Oops! All Isekai! January ’23 Roundup

Phew, okay, is that it? Was that January? Bye, I guess! It felt like you didn’t stick around for long!

2023 has hit the ground running. Here’s what I got up to this month:

On AniFem

It is once again premiere season! I took a lighter workload this time round, and just covered…

Campfire Cooking in Another World with My Absurd Skill – not necessarily much nutritional value, but a fun light snack.

Saving 80,000 Gold in Another World for My Retirement – tonally inconsistent to the point of being baffling rather than entertaining.

Sugar Apple Fairy Tale – to be fair, this one’s not an isekai in the portal fantasy sense. But it is a fantasy shoujo romance dealing in some power dynamics that are fraught to say the least.

Anime Feminist’s Recommendations of Fall 2022 – while we’re getting swept up in the new wave of content, let’s not forget to look back at the staff favourites from the previous season.

And don’t forget Patreon!

Everyone gets early access to my first blog post of the year, and from tier two upwards you get a short piece of fiction writing every month!

Content to Enjoy

Settle in for a journey through history… or, at least, the way various film and TV makers represented history in the media of 2022.
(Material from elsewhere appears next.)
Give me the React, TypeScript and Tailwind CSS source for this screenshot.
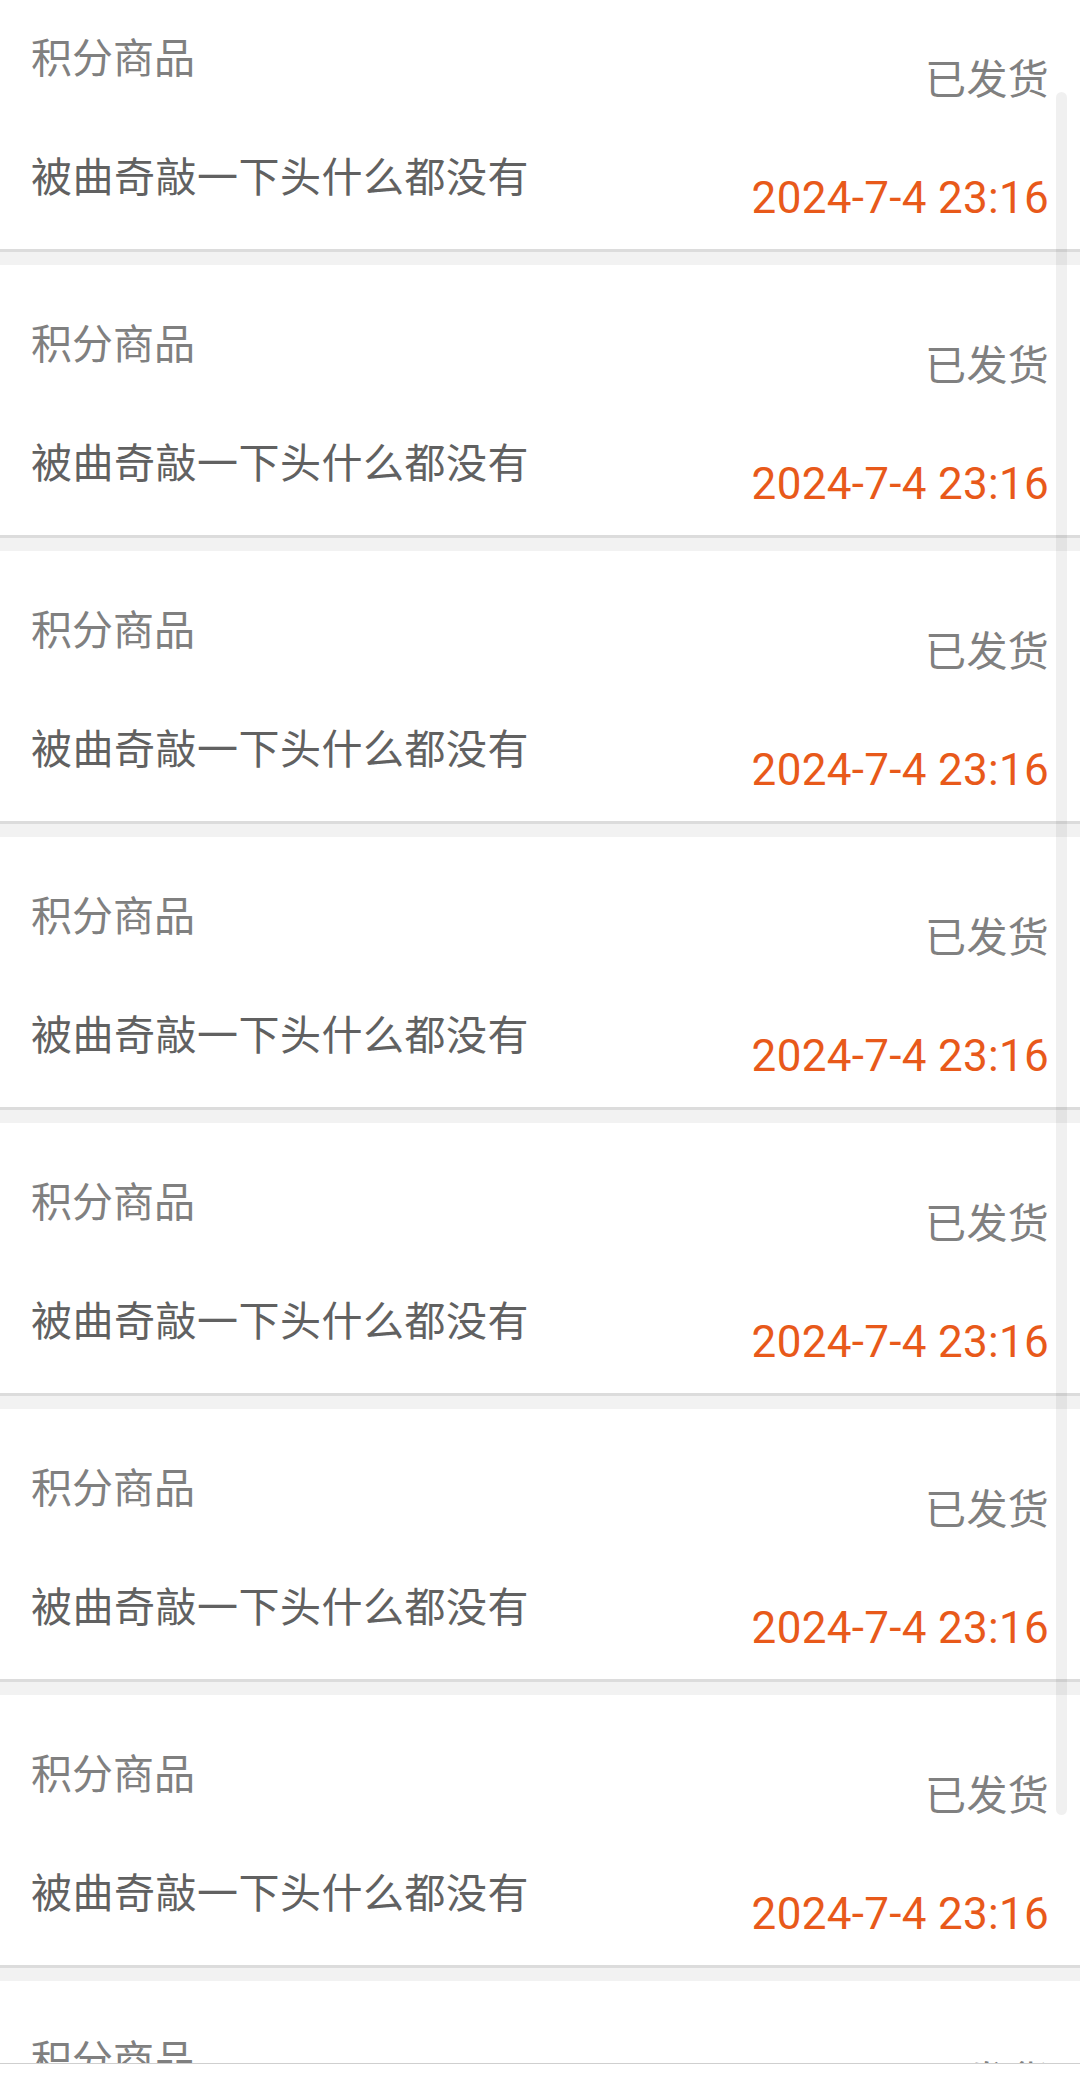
import React from "react";

const items = Array.from({ length: 8 });

function Card() {
  return (
    <div className="flex h-[273px] shrink-0 justify-between bg-white pl-[31px] pr-[31px] border-b-[3px] border-[#dcdcdc]">
      <div className="flex flex-col">
        <div className="mt-[52px] text-[41px] leading-[56px] text-[#808080]">积分商品</div>
        <div className="mt-[63px] text-[41px] leading-[56px] tracking-[0.5px] text-[#616161]">被曲奇敲一下头什么都没有</div>
      </div>
      <div className="flex flex-col items-end">
        <div className="mt-[73px] text-[41px] leading-[56px] tracking-[0.3px] text-[#808080]">已发货</div>
        <div className="mt-[62px] text-[44px] leading-[56px] tracking-[0.3px] text-[#e8591a]">2024-7-4 23:16</div>
      </div>
    </div>
  );
}

export default function App() {
  return (
    <div
      className="relative flex h-[2086px] w-[1080px] flex-col overflow-hidden bg-[#f2f2f2]"
      style={{ fontFamily: 'Roboto, "Noto Sans CJK SC", sans-serif' }}
    >
      <div className="flex-1 overflow-hidden">
        <div className="-mt-[21px] flex flex-col gap-[13px]">
          {items.map((_, i) => (
            <Card key={i} />
          ))}
        </div>
      </div>
      <div className="h-[23px] shrink-0 border-t border-[#cfcfcf] bg-white" />
      <div className="absolute left-[1056px] top-[92px] h-[1723px] w-[11px] rounded-full bg-black/[0.06]" />
    </div>
  );
}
I always enjoy Mike’s “appropriately unhinged recap” videos, and I do love how they get more elaborate and less hinged each time. Tune in this month for a rundown of Gossip Girl seasons one and two, icons and time capsules of late ’00s teen drama.

This month I learned about “Scamilton”, an illegal performance of the hit musical Hamilton by a Texas Christian group who er… made some adaptational changes.
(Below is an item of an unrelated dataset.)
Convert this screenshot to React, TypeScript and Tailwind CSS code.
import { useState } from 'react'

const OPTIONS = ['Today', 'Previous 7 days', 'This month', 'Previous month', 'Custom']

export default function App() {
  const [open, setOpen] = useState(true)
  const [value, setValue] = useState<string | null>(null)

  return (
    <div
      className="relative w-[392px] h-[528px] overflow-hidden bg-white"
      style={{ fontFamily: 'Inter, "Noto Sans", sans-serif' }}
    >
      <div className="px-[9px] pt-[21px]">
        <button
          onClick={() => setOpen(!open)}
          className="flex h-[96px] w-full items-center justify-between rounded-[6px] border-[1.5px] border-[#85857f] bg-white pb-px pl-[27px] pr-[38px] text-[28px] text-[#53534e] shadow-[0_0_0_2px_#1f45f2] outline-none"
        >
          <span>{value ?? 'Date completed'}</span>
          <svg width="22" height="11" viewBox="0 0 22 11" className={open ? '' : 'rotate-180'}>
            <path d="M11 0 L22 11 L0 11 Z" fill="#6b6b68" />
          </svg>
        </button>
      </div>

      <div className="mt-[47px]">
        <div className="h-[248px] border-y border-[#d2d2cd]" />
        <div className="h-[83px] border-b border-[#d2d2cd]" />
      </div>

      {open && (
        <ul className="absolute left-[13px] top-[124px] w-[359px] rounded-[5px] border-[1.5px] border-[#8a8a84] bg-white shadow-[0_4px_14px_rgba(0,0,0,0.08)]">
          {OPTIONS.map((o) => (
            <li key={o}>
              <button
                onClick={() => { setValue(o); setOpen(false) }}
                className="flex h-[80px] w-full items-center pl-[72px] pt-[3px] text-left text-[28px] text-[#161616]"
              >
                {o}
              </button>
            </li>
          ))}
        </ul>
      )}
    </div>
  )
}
Your Body is a Haunted House: Hiron Ennes on the Discomfiting Tradition of Medical Horror – the first book I read in 2023 was Hiron Ennes’ Leech, a gothic sci-fi body horror extravaganza whose inspirations are so nicely explored in this article here. Doctors are scary, sure, but simply having a body is a terror of its own!

Orientalism and Occidentalism in Anime – stereotyped treatments of “the East” in the scholarship and pop culture of Europe are worth unpacking, but so too is the treatment of “the West” in Japanese media, all of which carries its own historical, social, and artistic baggage.
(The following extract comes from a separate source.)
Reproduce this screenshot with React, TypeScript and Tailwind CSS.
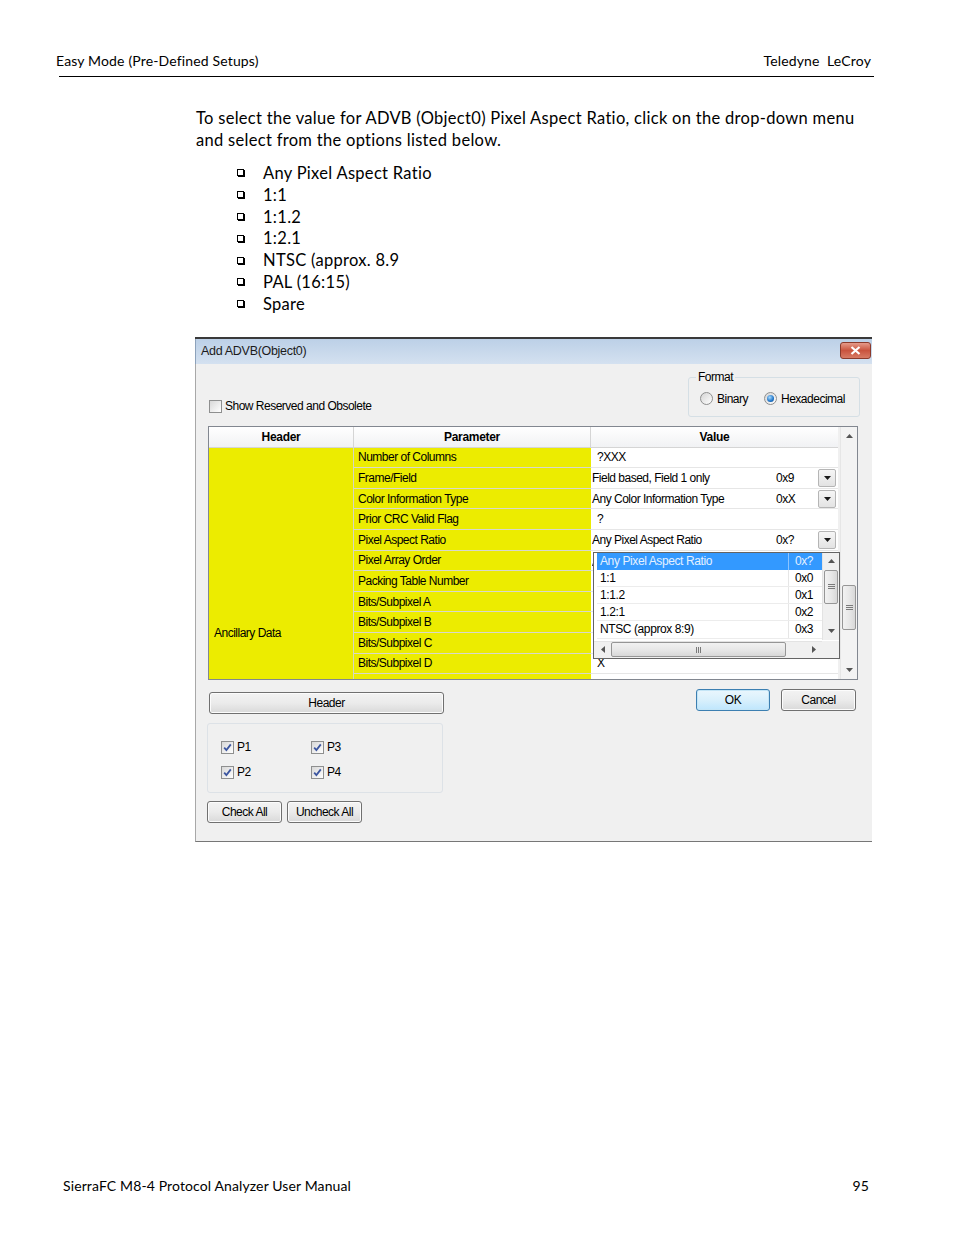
import React from "react";

const dlg = "font-['Liberation_Sans',Arial,sans-serif] text-[12px] tracking-[-0.5px] text-black";
const page = "font-['Lato','Open_Sans',sans-serif] text-black";

function Tri({ dir = "down", color = "#1a1a1a", w = 7, h = 4 }: { dir?: "up" | "down" | "left" | "right"; color?: string; w?: number; h?: number }) {
  if (dir === "down")
    return (
      <svg width={w} height={h} viewBox="0 0 7 4">
        <path d="M0 0 L7 0 L3.5 4 Z" fill={color} />
      </svg>
    );
  if (dir === "up")
    return (
      <svg width={w} height={h} viewBox="0 0 7 4">
        <path d="M0 4 L7 4 L3.5 0 Z" fill={color} />
      </svg>
    );
  if (dir === "left")
    return (
      <svg width={h} height={w} viewBox="0 0 4 7">
        <path d="M4 0 L4 7 L0 3.5 Z" fill={color} />
      </svg>
    );
  return (
    <svg width={h} height={w} viewBox="0 0 4 7">
      <path d="M0 0 L0 7 L4 3.5 Z" fill={color} />
    </svg>
  );
}

function Check({ checked }: { checked?: boolean }) {
  return (
    <span className="w-[13px] h-[13px] shrink-0 border border-[#8e8f8f] bg-linear-to-br from-[#d8d8d8] to-[#ffffff] flex items-center justify-center">
      {checked && (
        <svg width="9" height="9" viewBox="0 0 9 9">
          <path d="M1.2 4.6 L3.4 7 L7.8 1.4" stroke="#3c56a0" strokeWidth="1.8" fill="none" />
        </svg>
      )}
    </span>
  );
}

function Radio({ checked }: { checked?: boolean }) {
  return (
    <span className="w-[13px] h-[13px] shrink-0 rounded-full border border-[#8e8f8f] bg-linear-to-br from-[#d4d4d4] to-[#ffffff] flex items-center justify-center">
      {checked && (
        <span className="w-[7px] h-[7px] rounded-full bg-[radial-gradient(circle_at_40%_35%,#a8dcff,#1f74c8_60%,#0c4787)]" />
      )}
    </span>
  );
}

function Btn({ children, className = "" }: { children: React.ReactNode; className?: string }) {
  return (
    <div
      className={
        "h-[22px] border border-[#707070] rounded-[3px] bg-linear-to-b from-[#f3f3f3] via-[#ebebeb] to-[#d9d9d9] flex items-center justify-center shadow-[inset_0_0_0_1px_#fcfcfc] " +
        className
      }
    >
      {children}
    </div>
  );
}

function Grip() {
  return (
    <div className="flex flex-col gap-[1px] items-center">
      <span className="w-[7px] h-px bg-[#7a7a7a]" />
      <span className="w-[7px] h-px bg-[#7a7a7a]" />
      <span className="w-[7px] h-px bg-[#7a7a7a]" />
    </div>
  );
}

function GripV() {
  return (
    <div className="flex flex-row gap-[1px] items-center">
      <span className="w-px h-[6px] bg-[#7a7a7a]" />
      <span className="w-px h-[6px] bg-[#7a7a7a]" />
      <span className="w-px h-[6px] bg-[#7a7a7a]" />
    </div>
  );
}

const params = [
  "Number of Columns",
  "Frame/Field",
  "Color Information Type",
  "Prior CRC Valid Flag",
  "Pixel Aspect Ratio",
  "Pixel Array Order",
  "Packing Table Number",
  "Bits/Subpixel A",
  "Bits/Subpixel B",
  "Bits/Subpixel C",
  "Bits/Subpixel D",
];

type Val = { text: string; code?: string; pad?: boolean; frag?: boolean };
const values: Val[] = [
  { text: "?XXX", pad: true },
  { text: "Field based, Field 1 only", code: "0x9" },
  { text: "Any Color Information Type", code: "0xX" },
  { text: "?", pad: true },
  { text: "Any Pixel Aspect Ratio", code: "0x?" },
  { text: "", frag: true },
  { text: "" },
  { text: "" },
  { text: "" },
  { text: "" },
  { text: "X", pad: true },
];

const options = [
  { name: "Any Pixel Aspect Ratio", code: "0x?" },
  { name: "1:1", code: "0x0" },
  { name: "1:1.2", code: "0x1" },
  { name: "1.2:1", code: "0x2" },
  { name: "NTSC (approx 8:9)", code: "0x3" },
];

function DropBtn() {
  return (
    <div className="w-[18px] h-[18px] mr-[2px] border border-[#b5b5b5] rounded-[2px] bg-linear-to-b from-[#f6f6f6] to-[#e3e3e3] flex items-center justify-center">
      <Tri dir="down" w={7} h={4} />
    </div>
  );
}

function Table() {
  return (
    <div className="w-[650px] h-[254px] border border-[#828790] bg-[#f0f0f0] flex overflow-hidden">
      <div className="flex flex-col w-[629px]">
        <div className="h-[21px] flex bg-linear-to-b from-[#ffffff] to-[#f1f2f4] border-b border-[#d5d5d5] font-bold tracking-[-0.3px]">
          <div className="w-[145px] border-r border-[#d5d5d5] flex items-center justify-center">Header</div>
          <div className="w-[237px] border-r border-[#d5d5d5] flex items-center justify-center">Parameter</div>
          <div className="flex-1 flex items-center justify-center">Value</div>
        </div>
        <div className="flex-1 flex overflow-hidden">
          <div className="w-[145px] bg-[#ecec00] border-r border-[#d6d6c0] pl-[5px] pt-[176px]">
            <div className="h-[18px] flex items-center">Ancillary Data</div>
          </div>
          <div className="w-[237px] flex flex-col bg-[#f0f0f0]">
            {params.map((p) => (
              <div key={p} className="h-[20.6px] shrink-0 bg-[#ecec00] border-b border-[#d8d8cc] pl-[4px] flex items-center">
                {p}
              </div>
            ))}
            <div className="h-[10px] shrink-0 bg-[#ecec00]" />
          </div>
          <div className="flex-1 flex flex-col bg-white">
            {values.map((v, i) => (
              <div key={i} className="h-[20.6px] shrink-0 border-b border-[#e6e6e6] flex items-center">
                {v.code ? (
                  <>
                    <span className="w-[185px] pl-[1px] whitespace-nowrap overflow-hidden">{v.text}</span>
                    <span className="flex-1">{v.code}</span>
                    <DropBtn />
                  </>
                ) : v.frag ? (
                  <svg width="4" height="10" viewBox="0 0 4 10" className="ml-[1px] mt-[4px]">
                    <path d="M0.5 9 L3 1" stroke="#222" strokeWidth="1" />
                  </svg>
                ) : (
                  <span className={v.pad ? "pl-[6px]" : "pl-[1px]"}>{v.text}</span>
                )}
              </div>
            ))}
            <div className="h-[10px] shrink-0" />
          </div>
        </div>
      </div>
      <div className="flex-1 pl-[2px] flex">
        <div className="flex-1 flex flex-col bg-[#f3f3f3] border-l border-[#e6e6e6]">
          <div className="h-[18px] flex items-center justify-center">
            <Tri dir="up" color="#555" w={7} h={4} />
          </div>
          <div className="flex-1 flex flex-col">
            <div className="mt-[140px] h-[45px] mx-[1px] border border-[#969696] rounded-[2px] bg-linear-to-r from-[#f2f2f2] via-[#e8e8e8] to-[#d8d8d8] flex items-center justify-center">
              <Grip />
            </div>
          </div>
          <div className="h-[18px] flex items-center justify-center">
            <Tri dir="down" color="#555" w={7} h={4} />
          </div>
        </div>
      </div>
    </div>
  );
}

function Popup() {
  return (
    <div className="absolute left-[397px] top-[188px] w-[247px] h-[107px] border border-[#646464] bg-white flex flex-col tracking-[-0.4px]">
      <div className="h-[87px] flex">
        <div className="flex-1 pl-[3px] flex flex-col">
          {options.map((o, i) => (
            <div
              key={o.name}
              className={
                "h-[17.2px] shrink-0 flex " +
                (i === 0 ? "bg-[#3399ff] text-[#e4f0ff]" : "border-b border-[#ececec]")
              }
            >
              <span className={"w-[192px] pl-[3px] flex items-center whitespace-nowrap " + (i === 0 ? "border-r border-[#8cc4ff]" : "border-r border-[#e6e6e6]")}>
                {o.name}
              </span>
              <span className="flex-1 pl-[6px] flex items-center">{o.code}</span>
            </div>
          ))}
        </div>
        <div className="w-[17px] bg-[#f0f0f0] border-l border-[#e3e3e3] flex flex-col">
          <div className="h-[17px] flex items-center justify-center">
            <Tri dir="up" color="#555" />
          </div>
          <div className="h-[34px] mx-[1px] border border-[#969696] rounded-[2px] bg-linear-to-r from-[#f2f2f2] via-[#e8e8e8] to-[#d8d8d8] flex items-center justify-center">
            <Grip />
          </div>
          <div className="flex-1" />
          <div className="h-[17px] flex items-center justify-center">
            <Tri dir="down" color="#555" />
          </div>
        </div>
      </div>
      <div className="h-[17px] mt-[1px] flex">
        <div className="flex-1 bg-[#f0f0f0] border-t border-[#e3e3e3] flex items-center">
          <div className="w-[17px] h-full flex items-center justify-center">
            <Tri dir="left" color="#555" />
          </div>
          <div className="w-[175px] h-[15px] border border-[#969696] rounded-[2px] bg-linear-to-b from-[#f2f2f2] via-[#e8e8e8] to-[#d8d8d8] flex items-center justify-center">
            <GripV />
          </div>
          <div className="flex-1" />
          <div className="w-[17px] h-full flex items-center justify-center">
            <Tri dir="right" color="#555" />
          </div>
        </div>
        <div className="w-[17px] bg-[#f0f0f0]" />
      </div>
    </div>
  );
}

function Dialog() {
  return (
    <div className={"ml-[195px] w-[677px] h-[505px] flex flex-col " + dlg}>
      <div className="h-[2px] bg-[#3a3a3a]" />
      <div className="h-[25px] bg-linear-to-b from-[#bcd0e7] to-[#d4e1f0] border-l border-[#8da2bb] flex items-center justify-between pl-[5px] pr-[1px]">
        <span className="text-[12.5px] text-[#1b1b1b] tracking-[-0.3px]">Add ADVB(Object0)</span>
        <div className="w-[31px] h-[17px] mb-[2px] rounded-[3px] border border-[#8b3a2c] bg-linear-to-b from-[#e59a8a] via-[#c9533e] to-[#d77a64] flex items-center justify-center">
          <svg width="11" height="9" viewBox="0 0 11 9">
            <path d="M1.5 1 L9.5 8 M9.5 1 L1.5 8" stroke="#ffffff" strokeWidth="2.2" />
          </svg>
        </div>
      </div>
      <div className="flex-1 relative bg-[#f0f0f0] border-l border-[#a8a8a8] border-b border-b-[#767676] px-[12px]">
        <div className="h-[62px] flex justify-between items-start">
          <div className="mt-[36px] ml-[1px] flex items-center gap-[3px] h-[13px]">
            <Check />
            <span>Show Reserved and Obsolete</span>
          </div>
          <div className="mt-[13px] w-[172px] h-[40px] relative border border-[#d5dfe5] rounded-[3px] flex items-center pl-[11px] pt-[4px]">
            <span className="absolute left-[7px] -top-[8px] bg-[#f0f0f0] px-[2px] leading-[14px]">Format</span>
            <div className="flex items-center gap-[4px]">
              <Radio />
              <span>Binary</span>
            </div>
            <div className="flex items-center gap-[4px] ml-[16px]">
              <Radio checked />
              <span>Hexadecimal</span>
            </div>
          </div>
        </div>
        <Table />
        <div className="mt-[9px] flex justify-between items-start">
          <Btn className="mt-[3px] ml-[1px] w-[235px]">Header</Btn>
          <div className="flex gap-[11px] mr-[4px]">
            <div className="w-[74px] h-[22px] border border-[#3c7fb1] rounded-[3px] bg-linear-to-b from-[#eaf6fd] via-[#d9f0fc] to-[#bee6fd] flex items-center justify-center shadow-[inset_0_0_0_1px_#c4e5f6]">
              OK
            </div>
            <Btn className="w-[75px]">Cancel</Btn>
          </div>
        </div>
        <div className="mt-[9px] -ml-[1px] w-[236px] h-[70px] border border-[#dde2e7] rounded-[3px] pl-[13px] pt-[17px]">
          <div className="grid grid-cols-[90px_90px] gap-y-[12px]">
            <div className="flex items-center gap-[3px] h-[13px]"><Check checked /><span>P1</span></div>
            <div className="flex items-center gap-[3px] h-[13px]"><Check checked /><span>P3</span></div>
            <div className="flex items-center gap-[3px] h-[13px]"><Check checked /><span>P2</span></div>
            <div className="flex items-center gap-[3px] h-[13px]"><Check checked /><span>P4</span></div>
          </div>
        </div>
        <div className="mt-[8px] -ml-[1px] flex gap-[5px]">
          <Btn className="w-[75px]">Check All</Btn>
          <Btn className="w-[75px]">Uncheck All</Btn>
        </div>
        <Popup />
      </div>
    </div>
  );
}

function Bullet({ children }: { children: React.ReactNode }) {
  return (
    <div className="h-[21.8px] flex items-center">
      <span className="w-[26px] flex items-center">
        <span className="w-[7px] h-[7px] border border-black shadow-[1px_1px_0_0_#000]" />
      </span>
      <span>{children}</span>
    </div>
  );
}

export default function App() {
  return (
    <div className={"w-[954px] h-[1235px] bg-white relative flex flex-col " + page}>
      <div className="pt-[52px] pl-[56px] pr-[83px] flex justify-between text-[14px] leading-[18px] tracking-[0.15px]">
        <span>Easy Mode (Pre-Defined Setups)</span>
        <span>Teledyne&nbsp; LeCroy</span>
      </div>
      <div className="mt-[6px] ml-[59px] w-[815px] h-px bg-black" />
      <div className="mt-[30px] ml-[196px] text-[16.5px] leading-[22px] tracking-[0.3px] whitespace-nowrap">
        To select the value for ADVB (Object0) Pixel Aspect Ratio, click on the drop-down menu
        <br />
        and select from the options listed below.
      </div>
      <div className="mt-[11px] ml-[237px] text-[16.5px] leading-[22px] tracking-[0.3px]">
        <Bullet>Any Pixel Aspect Ratio</Bullet>
        <Bullet>1:1</Bullet>
        <Bullet>1:1.2</Bullet>
        <Bullet>1:2.1</Bullet>
        <Bullet>NTSC (approx. 8.9</Bullet>
        <Bullet>PAL (16:15)</Bullet>
        <Bullet>Spare</Bullet>
      </div>
      <div className="mt-[22px]">
        <Dialog />
      </div>
      <div className="flex-1" />
      <div className="pb-[40px] pl-[63px] pr-[85px] flex justify-between text-[14px] leading-[18px] tracking-[0.12px]">
        <span>SierraFC M8-4 Protocol Analyzer User Manual</span>
        <span>95</span>
      </div>
    </div>
  );
}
Book Releases: LGBT YA Books of January – June 2023 – I’m still doing my best to keep up with upcoming releases, and resources like this are always helpful! Give them a look.

#LoveOzYA Reads We Can’t Wait For in 2023 – and closer to home, here is a list of some of the Australian books in the pipeline this year! What’s that An Unexpected Party anthology they mention at the end, hmm? That sounds interesting…

For the song stuck in my head this month, I’m revisiting a classic.

February’s just around the corner, and 2023 is keeping on keeping on. I’ll see you over there!